In a move that could be likened to Trump’s use of executive orders, her department had already amended page 49 of the Home Office Guidance to Case Workers Nationality: Good Character Requirement Version 6.0, 11 February 2025 to read:
“A person who applies for citizenship from 10 February 2025 who has previously arrived without a required valid entry clearance or electronic travel authorisation, having made a dangerous journey will normally be refused citizenship”.
A dangerous journey was defined so that it “includes, but is not limited to, travelling by small boat or concealed in a vehicle or other conveyance. It does not include, for example, arrival as a passenger with a commercial airline”.
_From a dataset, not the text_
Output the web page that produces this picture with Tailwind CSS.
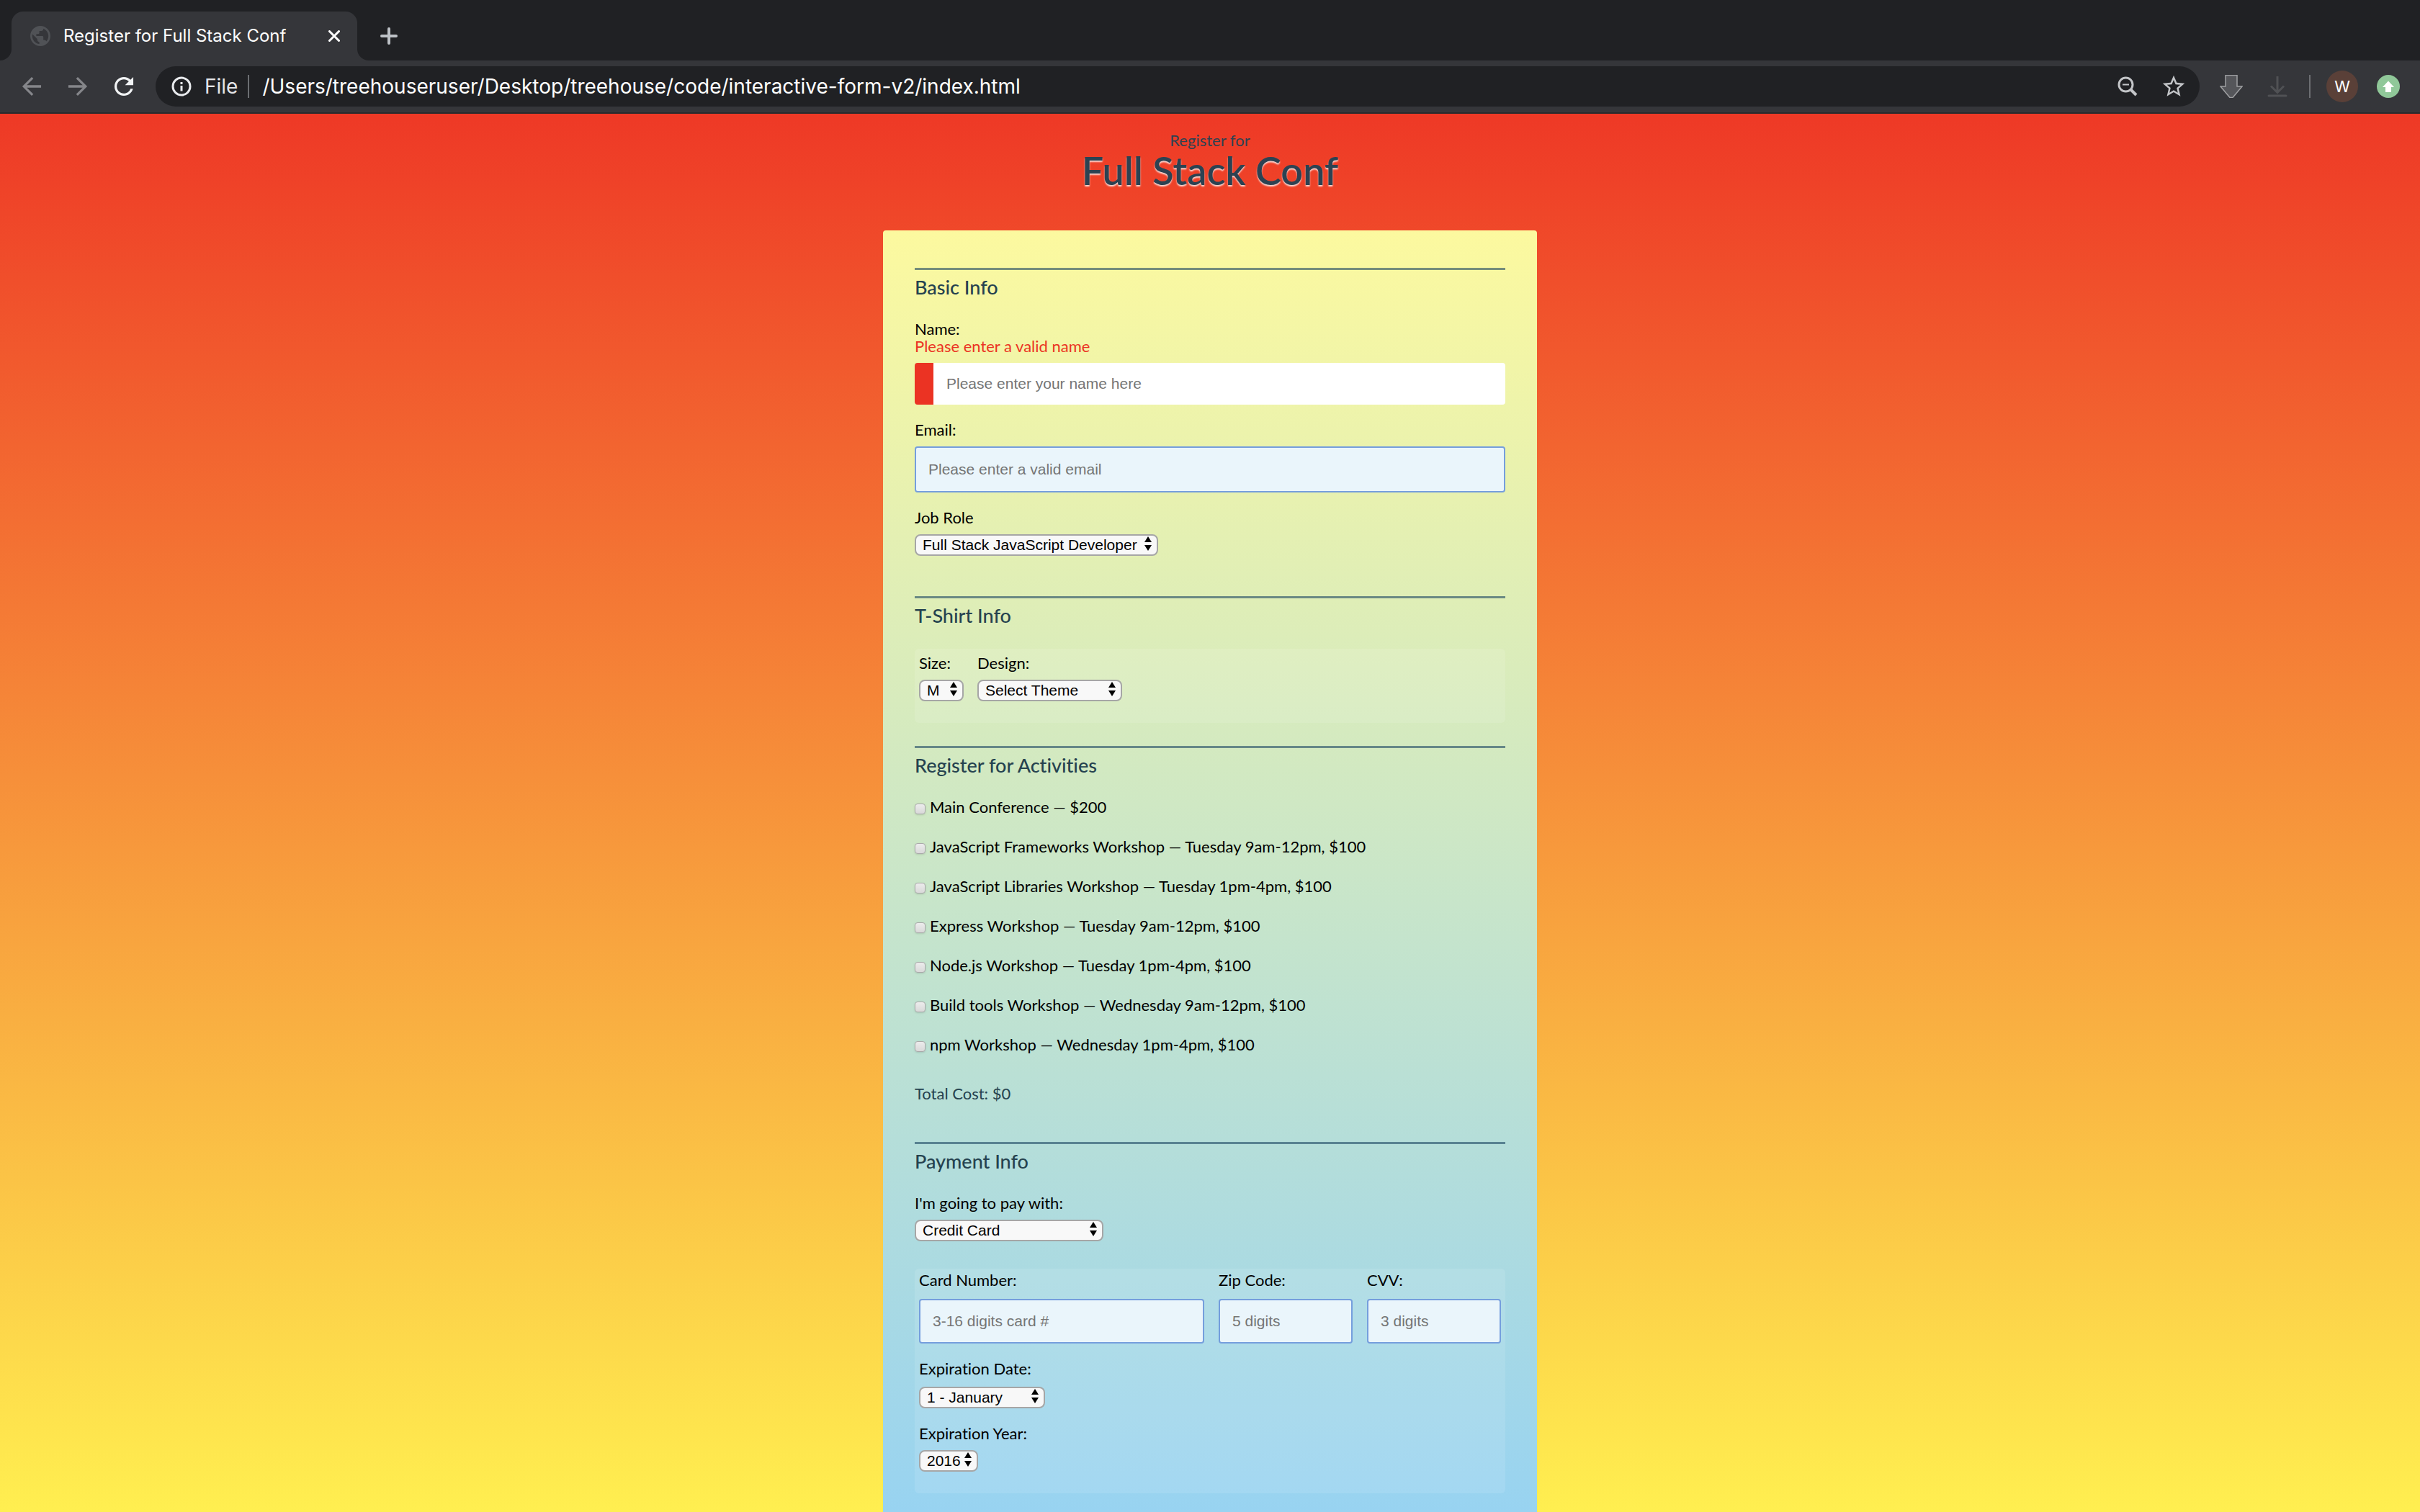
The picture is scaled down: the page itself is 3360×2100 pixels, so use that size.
<!DOCTYPE html>
<html lang="en">
<head>
<meta charset="utf-8">
<meta name="viewport" content="width=device-width, initial-scale=1">
<title>Register for Full Stack Conf</title>
<script src="https://cdn.jsdelivr.net/npm/@tailwindcss/browser@4"></script>
</head>
<body class="flex min-h-screen flex-col bg-[#202124] text-black">

<!-- Tab strip -->
<div class="flex h-[84px] items-end bg-[#202124] px-4 font-['Inter',sans-serif]">
  <div class="relative flex h-[68px] w-[480px] items-center rounded-t-2xl bg-[#35363a] pr-6 pl-[26px]">
    <svg class="absolute bottom-0 -left-4 size-4" viewBox="0 0 16 16" fill="#35363a" aria-hidden="true"><path d="M16 0v16H0A16 16 0 0 0 16 0z"/></svg>
    <svg class="absolute -right-4 bottom-0 size-4" viewBox="0 0 16 16" fill="#35363a" aria-hidden="true"><path d="M0 0v16h16A16 16 0 0 1 0 0z"/></svg>
    <svg class="size-7" viewBox="2 2 20 20" fill="#505256" aria-hidden="true"><path d="M12 2C6.48 2 2 6.48 2 12s4.48 10 10 10 10-4.48 10-10S17.52 2 12 2zm-1 17.93c-3.95-.49-7-3.85-7-7.93 0-.62.08-1.21.21-1.79L9 15v1c0 1.1.9 2 2 2v1.93zm6.9-2.54c-.26-.81-1-1.39-1.9-1.39h-1v-3c0-.55-.45-1-1-1H8v-2h2c.55 0 1-.45 1-1V7h2c1.1 0 2-.9 2-2v-.41c2.93 1.19 5 4.06 5 7.41 0 2.08-.8 3.97-2.1 5.39z"/></svg>
    <span class="ml-[18px] flex-1 text-2xl whitespace-nowrap text-white">Register for Full Stack Conf</span>
    <button type="button" aria-label="Close tab"><svg class="size-4" viewBox="0 0 16 16" fill="none" stroke="#fff" stroke-width="3" stroke-linecap="round"><path d="M1.5 1.5l13 13M14.5 1.5l-13 13"/></svg></button>
  </div>
  <button type="button" aria-label="New tab" class="ml-8 flex h-[68px] items-center"><svg class="size-6" viewBox="0 0 24 24" fill="none" stroke="#bdc1c6" stroke-width="4" stroke-linecap="round"><path d="M12 2v20M2 12h20"/></svg></button>
</div>

<!-- Toolbar -->
<div class="flex h-[74px] items-center border-b-2 border-[#28292c] bg-[#35363a] px-7 font-['Inter',sans-serif]">
  <div class="flex items-center gap-8">
    <button type="button" aria-label="Back"><svg class="size-8" viewBox="2.2 2.2 19.6 19.6" fill="#85868a"><path d="M20 11H7.83l5.59-5.59L12 4l-8 8 8 8 1.41-1.41L7.83 13H20v-2z"/></svg></button>
    <button type="button" aria-label="Forward"><svg class="size-8" viewBox="2.2 2.2 19.6 19.6" fill="#85868a"><path d="M12 4l-1.41 1.41L16.17 11H4v2h12.17l-5.58 5.59L12 20l8-8z"/></svg></button>
    <button type="button" aria-label="Reload"><svg class="size-8" viewBox="2.2 2.2 19.6 19.6" fill="#f1f3f4"><path d="M17.65 6.35C16.2 4.9 14.21 4 12 4c-4.42 0-7.99 3.58-7.99 8s3.57 8 7.99 8c3.73 0 6.84-2.55 7.73-6h-2.08c-.82 2.33-3.04 4-5.65 4-3.31 0-6-2.69-6-6s2.69-6 6-6c1.66 0 3.14.69 4.22 1.78L13 11h7V4l-2.35 2.35z"/></svg></button>
  </div>
  <div class="ml-7 flex h-14 flex-1 items-center rounded-full bg-[#202124] pr-5 pl-[22px]">
    <svg class="size-7" viewBox="0 0 28 28" fill="none" stroke="#e8eaed" stroke-width="3" aria-hidden="true"><circle cx="14" cy="14" r="12"/><path d="M14 13v7.500M14 8v3"/></svg>
    <label for="url" class="ml-[18px] text-[28px] text-[#e4e5e8]">File</label>
    <span class="ml-3.5 h-8 w-0.5 bg-[#6c6e72]"></span>
    <input id="url" type="text" value="/Users/treehouseruser/Desktop/treehouse/code/interactive-form-v2/index.html" class="ml-[18px] flex-1 bg-transparent text-[28px] text-white outline-none">
    <button type="button" aria-label="Zoom"><svg class="size-7" viewBox="0 0 28 28" fill="none" stroke="#c3c5c8" stroke-width="3"><circle cx="11.500" cy="11.500" r="9.500"/><path d="M18.500 18.500l7.500 7.500" stroke-width="4"/><path d="M7 11.500h9" stroke-width="2"/></svg></button>
    <button type="button" aria-label="Bookmark this page" class="ml-[34px]"><svg class="size-8" viewBox="1.5 1.500 21 21" fill="#c3c5c8"><path d="M22 9.240l-7.190-.62L12 2 9.190 8.630 2 9.240l5.460 4.730L5.820 21 12 17.270 18.180 21l-1.630-7.030L22 9.240zM12 15.400l-3.760 2.270 1-4.280-3.320-2.880 4.380-.38L12 6.100l1.710 4.040 4.380.38-3.320 2.880 1 4.280L12 15.400z"/></svg></button>
  </div>
  <button type="button" aria-label="Downloader" class="ml-7"><svg class="size-8" viewBox="0 0 32 32" fill="#55565a" stroke="#9fa0a2" stroke-width="1.500"><path d="M8 .5h16V16h7L18 31.500h-4L1 16h7z"/></svg></button>
  <button type="button" aria-label="Save" class="ml-8"><svg class="size-8" viewBox="0 0 32 32" fill="none" stroke="#505154" stroke-width="3"><path d="M16 2v22M7 15.500l9 9 9-9" /><path d="M4 29h24" stroke-linecap="round"/></svg></button>
  <span class="ml-7 h-8 w-0.5 bg-[#6c6e72]"></span>
  <button type="button" aria-label="Profile" class="ml-[22px] flex size-11 items-center justify-center rounded-full bg-[#5a4038] text-[22px] text-white">W</button>
  <button type="button" aria-label="Update" class="ml-[26px]"><svg class="size-8" viewBox="0 0 32 32"><circle cx="16" cy="16" r="16" fill="#90c899"/><path d="M16 8.500l8 8.500h-4v7h-8v-7H8z" fill="#fff"/></svg></button>
</div>

<!-- Page -->
<main class="flex flex-1 flex-col items-center bg-linear-to-b/srgb from-[#ee3926] to-[#ffef50] pt-[25px] font-['Lato','Noto_Sans',sans-serif] text-[22px] leading-6 [font-variant-ligatures:none]">
  <header class="text-center text-[#2c4252]">
    <p>Register for</p>
    <h1 class="mt-0.5 text-[54px] leading-14 font-semibold [text-shadow:0_2px_2px_rgba(255,255,255,0.8)]">Full Stack Conf</h1>
  </header>

  <form class="mt-[55px] w-full max-w-[908px] flex-1 rounded-t-sm bg-linear-to-b/srgb from-[#fcf99f] to-[#98d3f1] px-11 pt-[52px] pb-[26px]">

    <section class="border-t-3 border-[#1d4660]/60 pt-2">
      <h2 class="text-[27px] leading-8 font-medium text-[#25424f]">Basic Info</h2>
      <label for="name" class="mt-[30px] block">Name:</label>
      <p class="text-[#eb3323]">Please enter a valid name</p>
      <input id="name" type="text" placeholder="Please enter your name here" class="mt-[11px] block h-[58px] w-full rounded-sm border-l-[26px] border-[#eb3323] bg-white px-[18px] font-['Liberation_Sans',sans-serif] text-[21px] placeholder:text-[#757575]">
      <label for="mail" class="mt-[23px] block">Email:</label>
      <input id="mail" type="email" placeholder="Please enter a valid email" class="mt-[11px] block h-16 w-full rounded-sm border-2 border-[#759edd] bg-[#eaf5fb] px-[17px] font-['Liberation_Sans',sans-serif] text-[21px] placeholder:text-[#757575]">
      <label for="role" class="mt-[23px] block">Job Role</label>
      <div class="relative mt-[11px] w-[338px]">
        <select id="role" class="block h-[30px] w-full appearance-none rounded-lg border-2 border-[#a6a6a6] bg-[#f8f8f8] pl-[9px] font-['Liberation_Sans',sans-serif] text-[21px] leading-[26px]"><option>Full Stack JavaScript Developer</option></select>
        <svg class="pointer-events-none absolute top-[3px] right-[9px] h-5 w-2.5" viewBox="0 0 10 20" aria-hidden="true"><path d="M5 0l5 8H0zM0 12h10l-5 8z"/></svg>
      </div>
    </section>

    <section class="mt-14 border-t-3 border-[#1d4660]/60 pt-2">
      <h2 class="text-[27px] leading-8 font-medium text-[#25424f]">T-Shirt Info</h2>
      <div class="mt-[30px] flex gap-[19px] rounded-md bg-white/10 px-1.5 pt-2 pb-[30px]">
        <div>
          <label for="size" class="block">Size:</label>
          <div class="relative mt-[11px] w-[62px]">
            <select id="size" class="block h-[30px] w-full appearance-none rounded-lg border-2 border-[#a6a6a6] bg-[#f8f8f8] pl-[9px] font-['Liberation_Sans',sans-serif] text-[21px] leading-[26px]"><option>M</option></select>
            <svg class="pointer-events-none absolute top-[3px] right-[9px] h-5 w-2.5" viewBox="0 0 10 20" aria-hidden="true"><path d="M5 0l5 8H0zM0 12h10l-5 8z"/></svg>
          </div>
        </div>
        <div>
          <label for="design" class="block">Design:</label>
          <div class="relative mt-[11px] w-[201px]">
            <select id="design" class="block h-[30px] w-full appearance-none rounded-lg border-2 border-[#a6a6a6] bg-[#f8f8f8] pl-[9px] font-['Liberation_Sans',sans-serif] text-[21px] leading-[26px]"><option>Select Theme</option></select>
            <svg class="pointer-events-none absolute top-[3px] right-[9px] h-5 w-2.5" viewBox="0 0 10 20" aria-hidden="true"><path d="M5 0l5 8H0zM0 12h10l-5 8z"/></svg>
          </div>
        </div>
      </div>
    </section>

    <section class="mt-8 border-t-3 border-[#1d4660]/60 pt-2">
      <h2 class="text-[27px] leading-8 font-medium text-[#25424f]">Register for Activities</h2>
      <div class="mt-[30px] flex flex-col items-start gap-[31px]">
        <label class="flex items-center gap-1.5"><input type="checkbox" class="mt-1 size-[15px] appearance-none rounded-[4px] border border-[#a9a9a9] bg-linear-to-b from-[#ececec] to-[#d9d9d9] shadow-sm">Main Conference — $200</label>
        <label class="flex items-center gap-1.5"><input type="checkbox" class="mt-1 size-[15px] appearance-none rounded-[4px] border border-[#a9a9a9] bg-linear-to-b from-[#ececec] to-[#d9d9d9] shadow-sm">JavaScript Frameworks Workshop — Tuesday 9am-12pm, $100</label>
        <label class="flex items-center gap-1.5"><input type="checkbox" class="mt-1 size-[15px] appearance-none rounded-[4px] border border-[#a9a9a9] bg-linear-to-b from-[#ececec] to-[#d9d9d9] shadow-sm">JavaScript Libraries Workshop — Tuesday 1pm-4pm, $100</label>
        <label class="flex items-center gap-1.5"><input type="checkbox" class="mt-1 size-[15px] appearance-none rounded-[4px] border border-[#a9a9a9] bg-linear-to-b from-[#ececec] to-[#d9d9d9] shadow-sm">Express Workshop — Tuesday 9am-12pm, $100</label>
        <label class="flex items-center gap-1.5"><input type="checkbox" class="mt-1 size-[15px] appearance-none rounded-[4px] border border-[#a9a9a9] bg-linear-to-b from-[#ececec] to-[#d9d9d9] shadow-sm">Node.js Workshop — Tuesday 1pm-4pm, $100</label>
        <label class="flex items-center gap-1.5"><input type="checkbox" class="mt-1 size-[15px] appearance-none rounded-[4px] border border-[#a9a9a9] bg-linear-to-b from-[#ececec] to-[#d9d9d9] shadow-sm">Build tools Workshop — Wednesday 9am-12pm, $100</label>
        <label class="flex items-center gap-1.5"><input type="checkbox" class="mt-1 size-[15px] appearance-none rounded-[4px] border border-[#a9a9a9] bg-linear-to-b from-[#ececec] to-[#d9d9d9] shadow-sm">npm Workshop — Wednesday 1pm-4pm, $100</label>
      </div>
      <p class="mt-11 text-[#25424f]">Total Cost: $0</p>
    </section>

    <section class="mt-[55px] border-t-3 border-[#1d4660]/60 pt-2">
      <h2 class="text-[27px] leading-8 font-medium text-[#25424f]">Payment Info</h2>
      <label for="payment" class="mt-[30px] block">I'm going to pay with:</label>
      <div class="relative mt-[11px] w-[262px]">
        <select id="payment" class="block h-[30px] w-full appearance-none rounded-lg border-2 border-[#a6a6a6] bg-[#f8f8f8] pl-[9px] font-['Liberation_Sans',sans-serif] text-[21px] leading-[26px]"><option>Credit Card</option></select>
        <svg class="pointer-events-none absolute top-[3px] right-[9px] h-5 w-2.5" viewBox="0 0 10 20" aria-hidden="true"><path d="M5 0l5 8H0zM0 12h10l-5 8z"/></svg>
      </div>
      <div class="mt-[38px] rounded-md bg-white/10 px-1.5 pt-1 pb-[30px]">
        <div class="grid grid-cols-[1fr_186px_186px] gap-5">
          <div>
            <label for="cc" class="block">Card Number:</label>
            <input id="cc" type="text" placeholder="3-16 digits card #" class="mt-3.5 block h-[62px] w-full rounded-sm border-2 border-[#759edd] bg-[#eaf5fb] px-[17px] font-['Liberation_Sans',sans-serif] text-[21px] placeholder:text-[#757575]">
          </div>
          <div>
            <label for="zip" class="block">Zip Code:</label>
            <input id="zip" type="text" placeholder="5 digits" class="mt-3.5 block h-[62px] w-full rounded-sm border-2 border-[#759edd] bg-[#eaf5fb] px-[17px] font-['Liberation_Sans',sans-serif] text-[21px] placeholder:text-[#757575]">
          </div>
          <div>
            <label for="cvv" class="block">CVV:</label>
            <input id="cvv" type="text" placeholder="3 digits" class="mt-3.5 block h-[62px] w-full rounded-sm border-2 border-[#759edd] bg-[#eaf5fb] px-[17px] font-['Liberation_Sans',sans-serif] text-[21px] placeholder:text-[#757575]">
          </div>
        </div>
        <label for="exp-month" class="mt-[23px] block">Expiration Date:</label>
        <div class="relative mt-[13px] w-[175px]">
          <select id="exp-month" class="block h-[30px] w-full appearance-none rounded-lg border-2 border-[#a6a6a6] bg-[#f8f8f8] pl-[9px] font-['Liberation_Sans',sans-serif] text-[21px] leading-[26px]"><option>1 - January</option></select>
          <svg class="pointer-events-none absolute top-[3px] right-[9px] h-5 w-2.5" viewBox="0 0 10 20" aria-hidden="true"><path d="M5 0l5 8H0zM0 12h10l-5 8z"/></svg>
        </div>
        <label for="exp-year" class="mt-[23px] block">Expiration Year:</label>
        <div class="relative mt-[11px] w-[82px]">
          <select id="exp-year" class="block h-[30px] w-full appearance-none rounded-lg border-2 border-[#a6a6a6] bg-[#f8f8f8] pl-[9px] font-['Liberation_Sans',sans-serif] text-[21px] leading-[26px]"><option>2016</option></select>
          <svg class="pointer-events-none absolute top-[3px] right-[9px] h-5 w-2.5" viewBox="0 0 10 20" aria-hidden="true"><path d="M5 0l5 8H0zM0 12h10l-5 8z"/></svg>
        </div>
      </div>
    </section>
  </form>
</main>
</body>
</html>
There will be no parliamentary discussion about the legality of this amendment. Also, if an individual is refused British citizenship, despite being recognised as a refugee under international law, they will have no right of appeal against such a decision, as the grant of citizenship is purely at the discretion of the Home Secretary. Furthermore, when Lord Blunkett, himself a former Labour Home Secretary, questioned the scope of this discretion, a current Home Office Minister was told that “the presumption is that those who have arrived illegally will find their application turned down, unless they can provide a range of circumstances which are exceptional, compelling or mitigating”.
Despite the government rhetoric, it is once again those fleeing persecution who are being penalised and criminal prosecutions are being prioritised over the protection of the human rights of some of the most vulnerable of individuals.